President Patil talks business in BrazilApril 15th, 2008 - 12:36 pm ICT by admin
By Liz Mathew
Sao Paulo, April 15 (IANS) Keen on strengthening trade ties between India and Brazil, two emerging economies of the world, President Pratibha Patil broke convention and ignored protocol to reach out to Brazil’s business community during her maiden trip to Latin America’s largest nation. Patil, who is on a three-day visit to Brazil that will end Wednesday, was more than happy to make her first official engagement at Sao Paulo, the country’s commercial capital, where she met the business delegation of the FIESP (Industry Federation of Sao Paulo).
The president’s aides said she immediately agreed to be present at the meeting, although it was not usual for leaders of high stature to attend it.
During her discussions with the FIESP delegation in Sao Paulo, where a 14-member Indian business delegation accompanied her, Patil reportedly told them: “Both sides have the acumen, desire, will and skill to take (the trade relation between the two countries) forward.”
According to India’s Ambassador to Brazil Hardeep Singh Puri, it was Brazilian President Luiz Inacio Lula da Silva who suggested that Patil meet the FIESP delegation.
Puri also pointed out that it was the first time the president was accompanied by a business delegation.
Although trade between India and Brazil has touched $3.12 billion, officials said it was “nothing” in comparison to the opportunities both countries have.
“We want Brazilian companies to take advantage of the opportunities in infrastructure development, which has a scope of $500 billion. What we want them to have in these kinds of discussions is a scent of making money,” Puri said, appreciating Patil’s move to engage both sides in talk.
Nalin Surie, secretary (west) of the external affairs ministry, said India has a lot to learn from Brazil in agriculture - especially in harvesting, storage and hybrid varieties.
“The discussions were a good beginning. The president has herself taken the initiative for underpinning economic cooperation,” Surie said.
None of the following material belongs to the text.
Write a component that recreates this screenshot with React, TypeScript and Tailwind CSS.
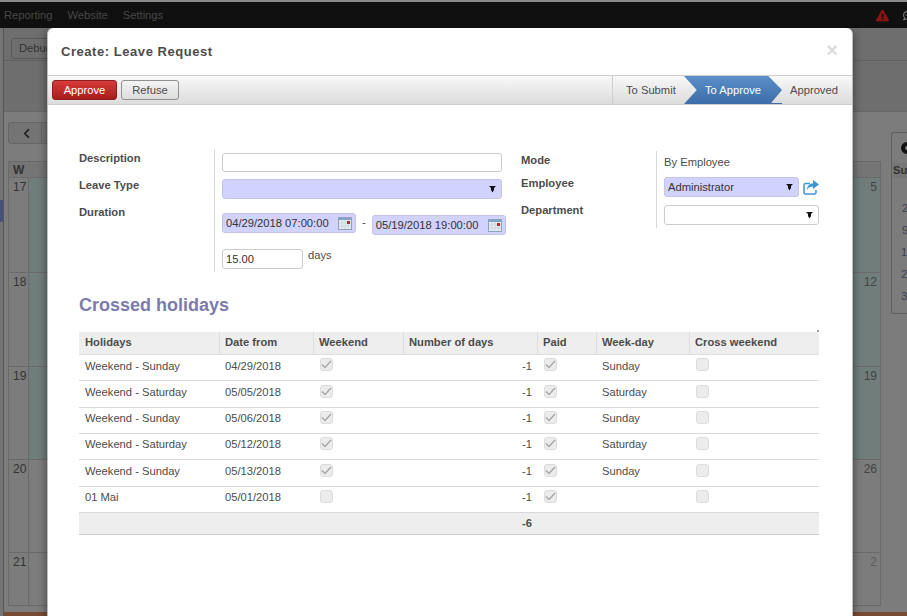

He added that Marcopolo, Brazil-based global leader in building bus and coach bodies, which has entered into a joint venture with Tata Motors, is going to make more buses for India than it does for all of Latin America.
Surie said the Delhi Transport Corporation (DTC) has already ordered 600 buses and there is a growing requirement for green buses.
The Brazilian side was also enthusiastic about the interest India has taken in them.
“Both countries can have a strategic relation in the field of energy and food. This country can offer large quantity of these two. For this we have to increase bilateral investment, trade ties and cooperation,” Roberto Gianetti da Fonseca of FIESP said.
Patil has started her maiden visit abroad as president from Brazil, the largest economy in Latin America and India’s increasingly closer ally in north-south multilateral negotiations, especially when they have been working together through blocs such as IBSA (India-Brazil-South Africa) and BRIC (Brazil-Russia-India-China) in areas such as WTO, UN Security Council revamp and climate change talks.